We are all disciples, and as disciples of Jesus Christ we are all called to follow him. Dorcas rooted her exemplary care for others in her discipleship. She found a way to make it not about her, but about people who were more vulnerable and amongst whom she was able to make a difference.
One of the tasks for those who are in ordained ministries is to support others to fulfil their potential as disciples. That means recognising the giftedness of others, it means encouraging people to use those gifts, it may mean supporting people to discover gifts that have so far been hidden. It means honouring those who have gifts that are very different from our own.
One of the tasks for those who are lay members of the church is to recognise that some disciples have a particular calling, a calling to leadership and service within the church, a calling that flourishes when it is affirmed and supported.
The task of discerning who might be called to be the next generation of clergy is one for all of us. Clergy are called by the whole church to serve the whole church. They are called into a distinctive role, but that role is only fulfilled when they have the support and trust of the people they serve.
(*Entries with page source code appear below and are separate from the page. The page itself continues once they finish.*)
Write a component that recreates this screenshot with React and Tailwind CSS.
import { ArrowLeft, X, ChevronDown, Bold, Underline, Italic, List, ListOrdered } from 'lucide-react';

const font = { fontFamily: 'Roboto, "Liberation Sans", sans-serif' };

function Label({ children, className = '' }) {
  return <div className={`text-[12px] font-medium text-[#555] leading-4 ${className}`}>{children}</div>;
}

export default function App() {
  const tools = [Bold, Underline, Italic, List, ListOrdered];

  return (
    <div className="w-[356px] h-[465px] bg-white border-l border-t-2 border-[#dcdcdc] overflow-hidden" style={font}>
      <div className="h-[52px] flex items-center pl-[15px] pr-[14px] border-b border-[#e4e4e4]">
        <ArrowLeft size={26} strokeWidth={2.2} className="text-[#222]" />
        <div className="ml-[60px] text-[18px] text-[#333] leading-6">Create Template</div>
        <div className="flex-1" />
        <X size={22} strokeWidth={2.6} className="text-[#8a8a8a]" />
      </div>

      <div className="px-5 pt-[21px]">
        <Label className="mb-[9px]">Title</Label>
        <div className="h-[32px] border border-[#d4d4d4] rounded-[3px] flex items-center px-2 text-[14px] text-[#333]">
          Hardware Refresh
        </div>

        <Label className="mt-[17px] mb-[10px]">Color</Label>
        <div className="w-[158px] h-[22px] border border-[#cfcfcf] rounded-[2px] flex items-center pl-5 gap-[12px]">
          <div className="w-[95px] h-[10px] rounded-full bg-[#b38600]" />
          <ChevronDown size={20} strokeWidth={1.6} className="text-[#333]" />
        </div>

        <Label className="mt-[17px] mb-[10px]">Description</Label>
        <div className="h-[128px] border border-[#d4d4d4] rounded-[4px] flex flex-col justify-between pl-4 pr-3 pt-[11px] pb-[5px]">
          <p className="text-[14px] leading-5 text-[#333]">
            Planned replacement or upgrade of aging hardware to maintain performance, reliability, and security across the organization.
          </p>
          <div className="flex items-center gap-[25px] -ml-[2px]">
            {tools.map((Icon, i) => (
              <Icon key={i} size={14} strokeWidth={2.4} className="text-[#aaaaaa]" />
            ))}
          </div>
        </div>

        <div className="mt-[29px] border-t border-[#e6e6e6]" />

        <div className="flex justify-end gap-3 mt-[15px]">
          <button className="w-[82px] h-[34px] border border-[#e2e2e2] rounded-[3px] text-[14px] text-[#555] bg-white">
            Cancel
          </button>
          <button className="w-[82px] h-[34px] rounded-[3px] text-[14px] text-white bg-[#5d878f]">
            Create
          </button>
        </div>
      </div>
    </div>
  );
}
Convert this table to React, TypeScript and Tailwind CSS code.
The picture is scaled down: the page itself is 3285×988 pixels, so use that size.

Vocations Sunday is a day that makes a particular demand of each one of us. Vocations, whether ordained or lay, only serve the community well when they are affirmed and owned by that community. Vocations Sunday demands that we take our discipleship seriously as a first step and then, and only then, discern the expression of discipleship to which we are called. Vocations Sunday also requires us to honour and respect the expressions of discipleship to which others are called. We are called to different kinds of good works and acts of charity, but each one is a call from God. By honouring every call, we enable the formation of the Body of Christ in this space and the lived expression of our collective calling.